In the code below, the `Table.`__`buffer()`__ method is used to create a buffer on the transit stops to show catchment area.

We will start by creating a new network table of nodes with columns i (node ID) and attribute `ca_nbstops_i` (is transit stop indicator) and we will restrict the table to filter only those nodes where there are transit stops. Then we will save the node table as a data table object called 'stops'. Finally we will use the __buffer__ function and set the distance to 500.
The new list of buffered objects are then saved to a new 'stops_500m' table:

In [None]:
new_stop_table = project.new_network_table("NODE")
new_stop_table.par("Filter").set("ca_nbstops_i>0")
column = _worksheet.Column()
column.name = "i"
column.expression = "i"
column.decimals = 0
new_stop_table.add_column(1, column)
column.name = "ca_nbstops_i"
column.expression = "ca_nbstops_i"
new_stop_table.add_column(2, column)
stops_dt = new_stop_table.save_as_data_table("stops", overwrite=True)
new_stop_table.close()

In [None]:
# buffer
stops_with_buffer = stops_dt.buffer(500)
project_table_db.create_table("stops_500m", stops_with_buffer, overwrite=True)

Table(stops_500m)

## Mapping a data table

Spatial data tables contained within the project table database can be output as a GIS vector layer in a graphical worksheet. In the example below, we open a new worksheet, and add the spatial data from the project data tables to a new GIS vector layer. The GIS vector layer uses the information contained in the node buffer we created above:

In [None]:
new_wk_i = root_ws_f.find_item(['New worksheet'])
new_wk = new_wk_i.open()
gis_layer = new_wk.add_layer_front("GIS vector")
gis_layer.load_data_tables()
gis_layer.par("Dataset").set("stops_500m")

In [None]:
new_wk.close()

##Performing SQL Queries

As an alternative to using the methods presented above, the data tables contained within a table database can be accessed and manipulated with SQL commands using the __`query()`__ method. In the example below, the `'Node'`, `'ZONEID'`, `'DISTRICT'` and `'geometry'` columns are accessed from the 'nodes_in_zones' table 
(created in the section <a href="#Performing-a-spatial-join-operation">Performing a spatial join operation</a>)
with the resulting output grouped by `'Node'`:

In [None]:
data_from_sql_query = project_table_db.query(
    "SELECT Node, ZONEID, DISTRICT, geometry \
    FROM nodes_in_zones GROUP BY Node;")

We can then save the results of our SQL query to the 'nodes_zones_districts' table:

In [None]:
project_table_db.create_table("nodes_zones_districts", data_from_sql_query, overwrite=True)
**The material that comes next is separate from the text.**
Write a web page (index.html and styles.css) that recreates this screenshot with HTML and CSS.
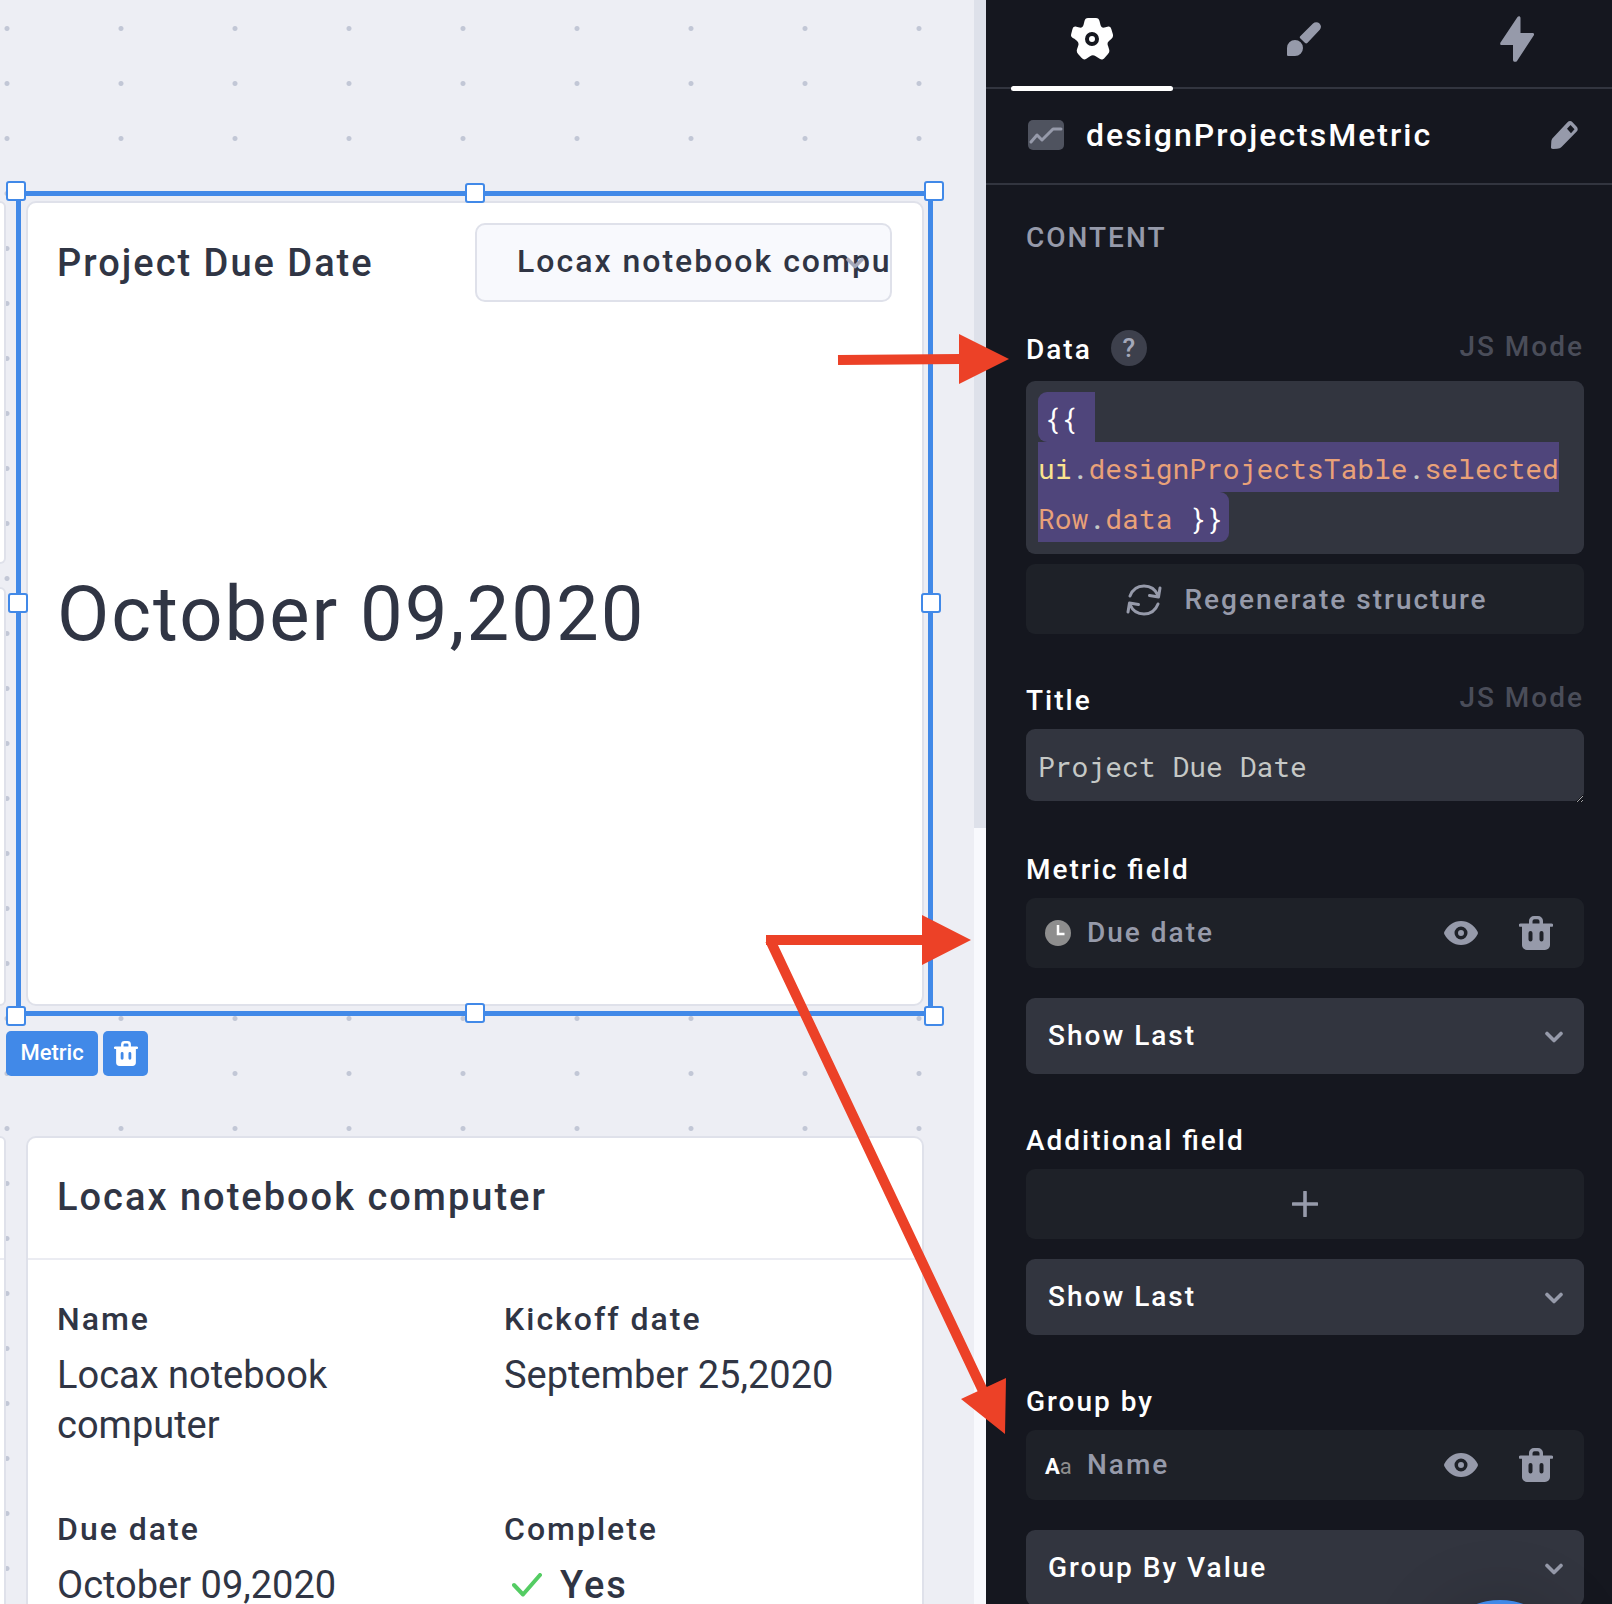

Table(nodes_zones_districts)

In [None]:
desktop.refresh_data()

## Creating a new data table database

In order to create a new table database, we will call a new instance of the __`Database()`__ class. `Database` accepts four arguments:
* __`db_mode`__ specifies the type of database being created. It can be either `'REGULAR'` or `'SPATIAL'`.
* __`filepath`__ is the location to save or access the database file.
* __`create`__ (optional) is a boolean flag which must be set to True if the database does not yet exist in the directory (ie, a new database will be created).
* __`overwrite`__ (optional) creates the new database even if it already exists in the directory (the file will be overwritten with a blank database).

The code below will create a new spatial database named `'test_database.db'` in the current project directory, and overwrite the file if a database of that name already exists:

In [None]:
table_db_file = os.path.join(project_path, "test_database.db")
my_table_db = _dt.Database("SPATIAL", table_db_file, create=True, overwrite=True)

We can now create new tables in the table database using the __`create_table()`__ method.

The following will get data from the _Zones in partitions_ table and then save the result as a new data table.

In [None]:
# open a network table and get it's data
table_item = root_ws_f.find_item(["General", "Matrices", "Zones in partitions"])
zone_table = table_item.open()
zone_table_data = zone_table.get_data()
# add table and it's data to a another table database
my_table_db.create_table("Winnipeg partitions", zone_table_data)
#zone_table.close()

Table(Winnipeg partitions)

Similarly, it is possible to copy a data table from one data table database to another.
Here we copy the data table `'nodes_in_zones'` from the projet data table database to the new `'test_database.db'`:

In [None]:
nodes_in_zones = project_table_db.table("nodes_in_zones")
nodes_in_zones_data = nodes_in_zones.get_data()
my_table_db.create_table("Nodes in zones", nodes_in_zones_data)
#my_table_db.close()

Table(Nodes in zones)

We can remove tables from a database using __`delete_table()`__.
Here we will remove the data table `'nodes_in_zones'` from the projet data table database:

In [None]:
project_table_db.delete_table("nodes_in_zones")

##Conclusion

This concludes the Data Table API Guide. For a detailed breakdown of all available functions and their signatures, please consult the Data Table API section in the Emme API Reference.